In reviewing the current state of the science practice of applying data science to science we found that Astrophysics, Earth Science, and Planetary science have distinctly different degrees of infusion of data science techniques within their fields. Astrophysics at JPL works intensely in machine learning and model-based inference. Earth Science leads in mature model-based inference and uncertainty quantification. Planetary Science was just beginning to engage with machine learning and model-based inference. Differences between science areas are related to the volume of available data, simultaneous overlapping instrument coverage, the existence and maturity and complexity of physical models, and the balance between exploration, that is making new science discoveries, and characterization, i.e., understanding an underlying process. The Astronomy and Earth science missions have generated massive data sets, with a need to constrain confounding factors in turning photons into observations. Compared to the other two fields, Earth science has extensive independent data sets for validation of uncertainty quantification as well as a great need to understand our confidence in results before being used for societally relevant applications. Planetary science is starting to see challenges associated with large data sets that other fields have experienced. It is also in the unique position of sitting behind a massive downlink barrier, transforming much of its data science support into onboard science instrument autonomy to recognize and capture events while minimizing and characterizing induced sampling biases.

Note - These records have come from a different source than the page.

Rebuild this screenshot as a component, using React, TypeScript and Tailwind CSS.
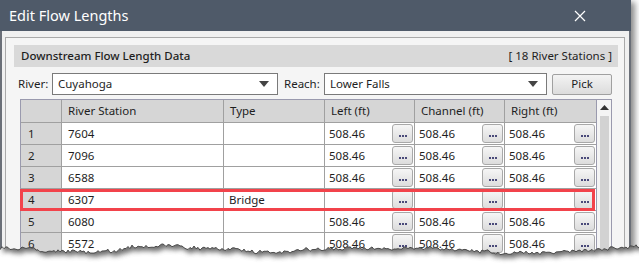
import React from "react";

const ROWS = [
  { n: "1", rs: "7604", type: "", v: "508.46" },
  { n: "2", rs: "7096", type: "", v: "508.46" },
  { n: "3", rs: "6588", type: "", v: "508.46" },
  { n: "4", rs: "6307", type: "Bridge", v: "" },
  { n: "5", rs: "6080", type: "", v: "508.46" },
  { n: "6", rs: "5572", type: "", v: "508.46" },
];

const COLS = "grid-cols-[41px_162px_101px_90px_90px_91px]";

function Ellipsis() {
  return (
    <div className="ml-auto mr-px flex h-[19px] w-[21px] items-end justify-center gap-[1px] rounded-[3px] border border-[#a8a8a8] bg-gradient-to-b from-[#f6f6f6] to-[#dcdcdc] pb-[5px]">
      <span className="h-[2px] w-[2px] bg-[#4a4a7a]" />
      <span className="h-[2px] w-[2px] bg-[#4a4a7a]" />
      <span className="h-[2px] w-[2px] bg-[#4a4a7a]" />
    </div>
  );
}

function ValueCell({ v }: { v: string }) {
  return (
    <div className="flex items-center border-r border-[#a0a0a0] pl-[4px]">
      <span>{v}</span>
      <Ellipsis />
    </div>
  );
}

function Combo({ text, width }: { text: string; width: string }) {
  return (
    <div className={`${width} flex h-[22px] items-center border border-[#7a7a7a] bg-white pl-[5px] pr-[8px]`}>
      <span className="flex-1">{text}</span>
      <svg width="10" height="6" viewBox="0 0 10 6">
        <path d="M0 0 H10 L5 6 Z" fill="#444" />
      </svg>
    </div>
  );
}

// deterministic jagged torn-paper edge
function tornPath() {
  let s = 11;
  const rnd = () => {
    s = (s * 9301 + 49297) % 233280;
    return s / 233280;
  };
  const pts: string[] = [];
  let drift = 0;
  for (let x = 0; x <= 640; x += 2) {
    drift += (rnd() - 0.5) * 1.6;
    if (drift < -3) drift = -3;
    if (drift > 3) drift = 3;
    const y = 248 + Math.sin(x / 37) * 2.5 + drift + (rnd() - 0.5) * 3.5;
    pts.push(`${x},${y.toFixed(1)}`);
  }
  return pts;
}

function TornEdge() {
  const pts = tornPath();
  const below = `M0,264 L${pts.join(" L")} L640,264 Z`;
  const above = `M0,0 L0,${pts[0].split(",")[1]} L${pts.join(" L")} L631,0 Z`;
  return (
    <svg className="pointer-events-none absolute left-0 top-0" width="639" height="264" viewBox="0 0 639 264">
      <defs>
        <clipPath id="below">
          <path d={below} />
        </clipPath>
        <filter id="blur" x="-10%" y="-10%" width="120%" height="130%">
          <feGaussianBlur stdDeviation="2.5" />
        </filter>
      </defs>
      <path d={below} fill="#ffffff" />
      <g clipPath="url(#below)">
        <path d={above} fill="#555" opacity="0.85" transform="translate(3,4)" filter="url(#blur)" />
      </g>
      <polyline points={pts.join(" ")} fill="none" stroke="#4a4a4a" strokeWidth="1" />
    </svg>
  );
}

export default function App() {
  return (
    <div className="relative h-[264px] w-[639px] overflow-hidden bg-white font-['Noto_Sans',sans-serif] text-[11.5px] text-[#1e1e1e]">
      {/* window */}
      <div className="h-[264px] w-[631px] shadow-[4px_2px_6px_rgba(0,0,0,0.45)]">
        {/* title bar */}
        <div className="flex h-[31px] items-center justify-between bg-[#4f5a69] pl-[9px] pr-[45px]">
          <span className="text-[14.5px] text-white">Edit Flow Lengths</span>
          <svg width="12" height="12" viewBox="0 0 12 12">
            <path d="M1 1 L11 11 M11 1 L1 11" stroke="#fff" strokeWidth="1.2" />
          </svg>
        </div>
        {/* body */}
        <div className="h-[233px] border-x-2 border-[#6a6f78] bg-[#f0f0f0] pl-[3px] pt-[6px]">
          <div className="h-[227px] w-[620px] border border-[#a9a9a9] bg-[#f5f5f5] pl-[8px] pt-[7px]">
            <div className="flex h-[22px] w-[604px] items-center justify-between bg-[#d9d9d9] pl-[7px] pr-[6px]">
              <span className="font-medium">Downstream Flow Length Data</span>
              <span>[ 18 River Stations ]</span>
            </div>

            <div className="mt-[6px] flex items-center">
              <span className="ml-[4px] w-[34px]">River:</span>
              <Combo text="Cuyahoga" width="w-[226px]" />
              <span className="ml-[6px] w-[40px]">Reach:</span>
              <Combo text="Lower Falls" width="w-[223px]" />
              <div className="ml-[5px] flex h-[21px] w-[60px] items-center justify-center rounded-[2px] border border-[#a0a0a0] bg-gradient-to-b from-[#f3f3f3] to-[#dcdcdc]">
                Pick
              </div>
            </div>

            {/* grid */}
            <div className="ml-[6px] mt-[4px] flex w-[592px] border-l border-t border-[#9a9aae]">
              <div className="w-[575px]">
                <div className={`grid ${COLS} h-[23px] border-b border-[#a0a0a0] bg-[#d6d6d6]`}>
                  <div className="border-r border-[#a0a0a0]" />
                  <div className="flex items-center border-r border-[#a0a0a0] pl-[6px]">River Station</div>
                  <div className="flex items-center border-r border-[#a0a0a0] pl-[6px]">Type</div>
                  <div className="flex items-center border-r border-[#a0a0a0] pl-[6px]">Left (ft)</div>
                  <div className="flex items-center border-r border-[#a0a0a0] pl-[6px]">Channel (ft)</div>
                  <div className="flex items-center pl-[6px]">Right (ft)</div>
                </div>
                {ROWS.map((r) => (
                  <div key={r.n} className={`grid ${COLS} h-[22px] border-b border-[#a0a0a0] bg-white`}>
                    <div className="flex items-center border-r border-[#a0a0a0] bg-[#d6d6d6] pl-[7px]">{r.n}</div>
                    <div className="flex items-center border-r border-[#a0a0a0] pl-[6px]">{r.rs}</div>
                    <div className="flex items-center border-r border-[#a0a0a0] pl-[5px]">{r.type}</div>
                    <ValueCell v={r.v} />
                    <ValueCell v={r.v} />
                    <div className="flex items-center pl-[4px]">
                      <span>{r.v}</span>
                      <Ellipsis />
                    </div>
                  </div>
                ))}
              </div>
              {/* scrollbar */}
              <div className="flex w-[17px] flex-col items-center border-x border-[#9a9aae] bg-[#f4f4f4]">
                <svg className="mt-[5px]" width="9" height="5" viewBox="0 0 9 5">
                  <path d="M0 5 L4.5 0 L9 5 Z" fill="#333" />
                </svg>
                <div className="mt-[6px] h-[160px] w-[9px] bg-[#d2d2d2]" />
              </div>
            </div>
          </div>
        </div>
      </div>

      {/* highlighted row */}
      <div className="absolute left-[20px] top-[189px] h-[22px] w-[575px] border-[3px] border-[#f2434b]" />

      <TornEdge />
    </div>
  );
}
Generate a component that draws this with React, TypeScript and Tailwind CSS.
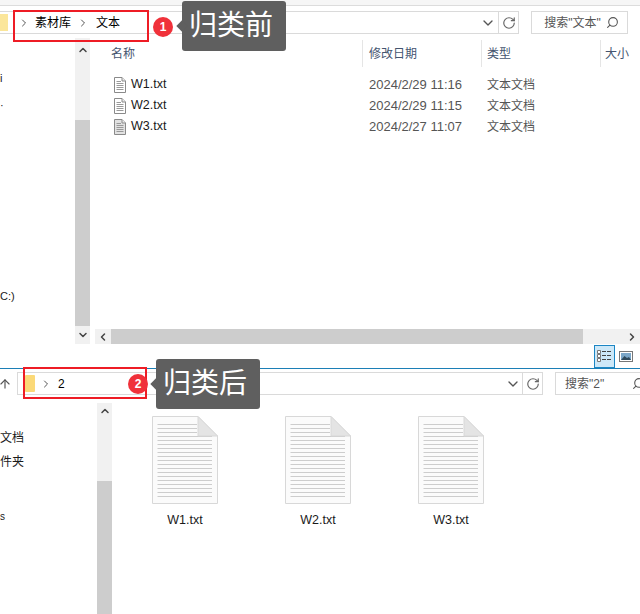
import { ChevronDown, ChevronLeft, ChevronRight, ChevronUp, RotateCw, Search, ArrowUp } from 'lucide-react';

const font = "font-['Liberation_Sans','Noto_Sans_CJK_SC',sans-serif]";

const rows = [
  { name: 'W1.txt', date: '2024/2/29 11:16' },
  { name: 'W2.txt', date: '2024/2/29 11:15' },
  { name: 'W3.txt', date: '2024/2/27 11:07' },
];

function SmallDoc({ shaded }: { shaded?: boolean }) {
  return (
    <svg width="12" height="16" viewBox="0 0 12 16" className="shrink-0">
      <path d="M0.5 0.5H8L11.5 4V15.5H0.5Z" fill={shaded ? '#e2e2e2' : '#fff'} stroke="#8a8a8a" />
      <path d="M8 0.5V4H11.5" fill="#ececec" stroke="#8a8a8a" />
      <path d="M2.5 4.5H7M2.5 6.5H9.5M2.5 8.5H9.5M2.5 10.5H9.5M2.5 12.5H9.5" stroke="#999" />
    </svg>
  );
}

function BigDoc() {
  const lines = [9, 13, 17, 21, 25, 29, 33, 37, 41, 45, 49, 53, 57, 61, 65, 69, 73, 77, 81];
  return (
    <svg width="68" height="91" viewBox="0 0 68 91">
      <path d="M1.5 1.5H47L66.5 21V88.5H1.5Z" fill="#fbfbfb" stroke="#d8d8d8" />
      {lines.map((y) => (
        <path key={y} d={`M6.5 ${y + 0.5}H${y < 20 ? 46 : 61}`} stroke="#cdcdcd" />
      ))}
      <path d="M47 1.5V21H66.5Z" fill="#e4e4e4" stroke="#d8d8d8" />
    </svg>
  );
}

function DetailsGlyph() {
  return (
    <svg width="15" height="13" viewBox="0 0 15 13">
      <path d="M0.5 0.5H3.5V3.5H0.5ZM0.5 4.5H3.5V7.5H0.5ZM0.5 8.5H3.5V11.5H0.5Z" fill="#fff" stroke="#777" />
      <path d="M5 1.5H15M5 5.5H15M5 9.5H15" stroke="#444" strokeDasharray="4 1" />
    </svg>
  );
}

function PictureGlyph() {
  return (
    <svg width="14" height="11" viewBox="0 0 14 11">
      <rect x="0.5" y="0.5" width="13" height="10" fill="#fff" stroke="#777" />
      <rect x="2" y="2" width="10" height="7" fill="#7ba7c9" />
      <path d="M2 9L5.5 5L8 7L10 6L12 9Z" fill="#2f4a5c" />
    </svg>
  );
}

function Callout({ text, className }: { text: string; className: string }) {
  return (
    <div className={`absolute flex items-center justify-center rounded-[3px] bg-[#5f5f5f] pr-[6px] text-[28px] leading-none text-white ${className}`}>
      <span className="absolute left-[-4px] top-[21px] h-2 w-2 rotate-45 bg-[#5f5f5f]" />
      {text}
    </div>
  );
}

function Badge({ n, className }: { n: number; className: string }) {
  return (
    <div className={`absolute flex h-5 w-5 items-center justify-center rounded-full bg-[#f0313a] text-xs font-bold text-white ${className}`}>
      {n}
    </div>
  );
}

export default function App() {
  return (
    <div className={`relative h-[614px] w-[640px] overflow-hidden bg-white text-xs text-[#1a1a1a] ${font}`}>
      {/* Top window */}
      <div className="flex h-[369px] flex-col border-b border-[#1c7fb6]">
        <div className="h-[6px] shrink-0 border-b border-[#dcdcdc] bg-[#f6f6f6]" />
        <div className="mt-[5px] flex h-[23px] shrink-0 items-center pr-3">
          <div className="flex h-full w-[520px] items-center border border-l-0 border-[#dadada]">
            <div className="h-[17px] w-2 bg-[#fbe69a]" />
            <ChevronRight className="ml-[10px] h-3 w-3 text-[#555]" />
            <span className="ml-[5px] text-black">素材库</span>
            <ChevronRight className="ml-[6px] h-3 w-3 text-[#555]" />
            <span className="ml-[7px] text-black">文本</span>
            <ChevronDown className="ml-auto mr-[2px] h-4 w-4 text-[#555]" />
            <div className="flex h-full w-5 items-center justify-center border-l border-[#dadada]">
              <RotateCw className="h-[14px] w-[14px] text-[#666]" />
            </div>
          </div>
          <div className="ml-3 flex h-full w-[97px] items-center border border-[#dadada] pl-3 pr-2 text-[#555]">
            <span>搜索"文本"</span>
            <Search className="ml-auto h-[13px] w-[13px] -scale-x-100 text-[#555]" />
          </div>
        </div>

        <div className="mt-1 flex min-h-0 flex-1">
          {/* Nav pane */}
          <div className="flex w-[75px] shrink-0 flex-col text-[11px]">
            <span className="mt-[33px]">i</span>
            <span className="mt-[12px]">·</span>
            <span className="mt-[177px]">C:)</span>
          </div>
          {/* Vertical scrollbar */}
          <div className="mb-[24px] flex w-[15px] shrink-0 flex-col items-center bg-[#f1f1f1]">
            <ChevronUp className="mt-[6px] h-3 w-3 text-[#444]" strokeWidth={3} />
            <div className="mt-[64px] w-full flex-1 bg-[#cdcdcd]" />
            <ChevronDown className="mb-[3px] mt-[3px] h-3 w-3 text-[#444]" strokeWidth={3} />
          </div>

          {/* File list */}
          <div className="ml-[5px] flex min-w-0 flex-1 flex-col">
            <div className="flex h-[30px] shrink-0 pt-[2px] text-[#44546f]">
              <div className="w-[267px] pl-[16px] pt-[6px]">名称</div>
              <div className="h-[27px] w-[119px] border-l border-[#e5e5e5] pl-[6px] pt-[6px]">修改日期</div>
              <div className="h-[27px] w-[119px] border-l border-[#e5e5e5] pl-[5px] pt-[6px]">类型</div>
              <div className="h-[27px] flex-1 border-l border-[#e5e5e5] pl-[4px] pt-[6px]">大小</div>
            </div>
            <div className="mt-[6px] flex flex-1 flex-col">
              {rows.map((r, i) => (
                <div key={r.name} className="flex h-[21px] items-center">
                  <div className="flex w-[274px] items-center gap-[5px] pl-[19px]">
                    <SmallDoc shaded={i === 2} />
                    <span className="text-[12.5px]">{r.name}</span>
                  </div>
                  <div className="w-[118px] text-[13px] text-[#555]">{r.date}</div>
                  <div className="text-[#555]">文本文档</div>
                </div>
              ))}
            </div>
            {/* Horizontal scrollbar */}
            <div className="flex h-[15px] shrink-0 items-center bg-[#f1f1f1]">
              <ChevronLeft className="ml-[2px] h-3 w-3 shrink-0 text-[#444]" strokeWidth={3} />
              <div className="ml-[2px] h-full w-[472px] bg-[#cdcdcd]" />
              <ChevronRight className="ml-auto mr-[2px] h-3 w-3 shrink-0 text-[#444]" strokeWidth={3} />
            </div>
            <div className="flex h-[24px] shrink-0 items-center justify-end">
              <div className="flex h-[23px] w-[21px] items-center justify-center border border-[#1c86c4] bg-[#cde8f8]">
                <DetailsGlyph />
              </div>
              <div className="ml-[4px] mr-[7px] flex">
                <PictureGlyph />
              </div>
            </div>
          </div>
        </div>
      </div>

      {/* Bottom window */}
      <div className="flex items-center pt-[3px]">
        <ArrowUp className="ml-[-2px] h-[14px] w-[14px] text-[#555]" />
        <div className="ml-[5px] flex h-[23px] w-[526px] items-center border border-[#dadada]">
          <div className="ml-[7px] h-[17px] w-[10px] rounded-[1px] bg-[#fbd978]" />
          <ChevronRight className="ml-[5px] h-3 w-3 text-[#555]" />
          <span className="ml-[6px] text-black">2</span>
          <ChevronDown className="ml-auto mr-[1px] h-4 w-4 text-[#555]" />
          <div className="flex h-full w-5 items-center justify-center border-l border-[#dadada]">
            <RotateCw className="h-[14px] w-[14px] text-[#666]" />
          </div>
        </div>
        <div className="ml-[12px] flex h-[23px] flex-1 items-center border-y border-l border-[#dadada] pl-[9px] text-[#555]">
          <span>搜索"2"</span>
          <Search className="ml-auto mr-[-5px] h-[13px] w-[13px] -scale-x-100 text-[#555]" />
        </div>
      </div>

      <div className="mt-[8px] flex h-[211px]">
        <div className="flex w-[97px] shrink-0 flex-col">
          <span className="mt-[27px]">文档</span>
          <span className="mt-[8px]">件夹</span>
          <span className="mt-[40px] text-[10px]">s</span>
        </div>
        <div className="flex w-[15px] shrink-0 flex-col items-center bg-[#f1f1f1]">
          <ChevronUp className="mt-[2px] h-3 w-3 text-[#444]" strokeWidth={3} />
          <div className="mt-[64px] w-full flex-1 bg-[#cdcdcd]" />
        </div>
        <div className="ml-[39px] flex gap-[65px] pt-[12px]">
          {rows.map((r) => (
            <div key={r.name} className="flex w-[68px] flex-col items-center">
              <BigDoc />
              <span className="mt-[6px] text-[12.5px]">{r.name}</span>
            </div>
          ))}
        </div>
      </div>

      {/* Annotations */}
      <div className="absolute left-[13px] top-[10px] h-[32px] w-[136px] border-[2px] border-[#ee1c25]" />
      <Badge n={1} className="left-[153px] top-[17px]" />
      <Callout text="归类前" className="left-[182px] top-[1px] h-[50px] w-[104px]" />
      <div className="absolute left-[23px] top-[367px] h-[32px] w-[124px] border-[2px] border-[#ee1c25]" />
      <Badge n={2} className="left-[128px] top-[374px]" />
      <Callout text="归类后" className="left-[156px] top-[359px] h-[50px] w-[104px]" />
    </div>
  );
}
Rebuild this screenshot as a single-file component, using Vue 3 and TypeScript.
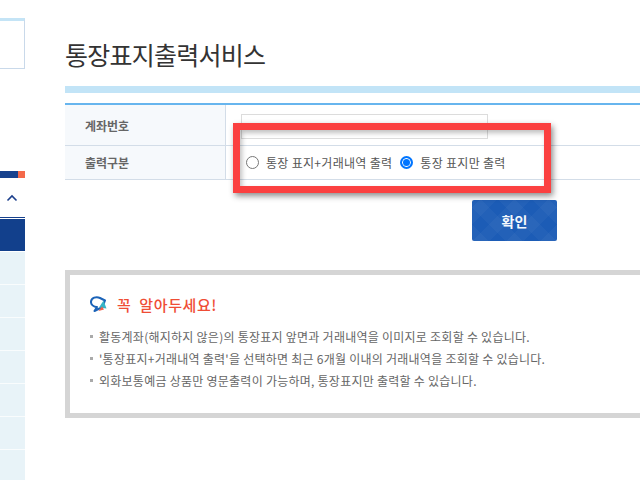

For the broader JPL landscape of how well data scientists are working with scientists, we found that there are islands of very successful collaborations, but there were challenges to these projects radiating their expertise and success out to the broader community. Given that the Council sees a growing need for better data science techniques and expertise for research, our recommendations are focused on addressing the current obstacles to knowledge diffusion, scaling up the successful collaborative formula, and developing a coherent community of practice. We found four data science capabilities that have been most useful for scientific understanding: model acceleration, explorations, insight generation, and rigor.
The council identified the obstacles to fully reaching our potential in applying data science for science as falling in six broader categories. First, there are cultural, communication, and perceptual challenges—both of data science within the research community and of scientific research from data scientists—that need to be overcome. Second, there is a need to establish standards and fair for collaborators from both domains. Third, there is a need for targeted, accessible cross-training in science and data science to grow multidisciplinary careers. Fourth, there are infrastructure challenges where current JPL resources are not suited to the needs of the research-level science project activities that are often much smaller in budget and resource needs than missions but are necessary incubators for our future mission science. Fifth, there are mismatches in the NASA funding structure, the main lifeline for scientific research, that can place unnecessary challenges on science and data science collaborations. The sixth and final obstacle is a fragmented organizational structure and missing role definitions to incentivize and grow scientific data science applications.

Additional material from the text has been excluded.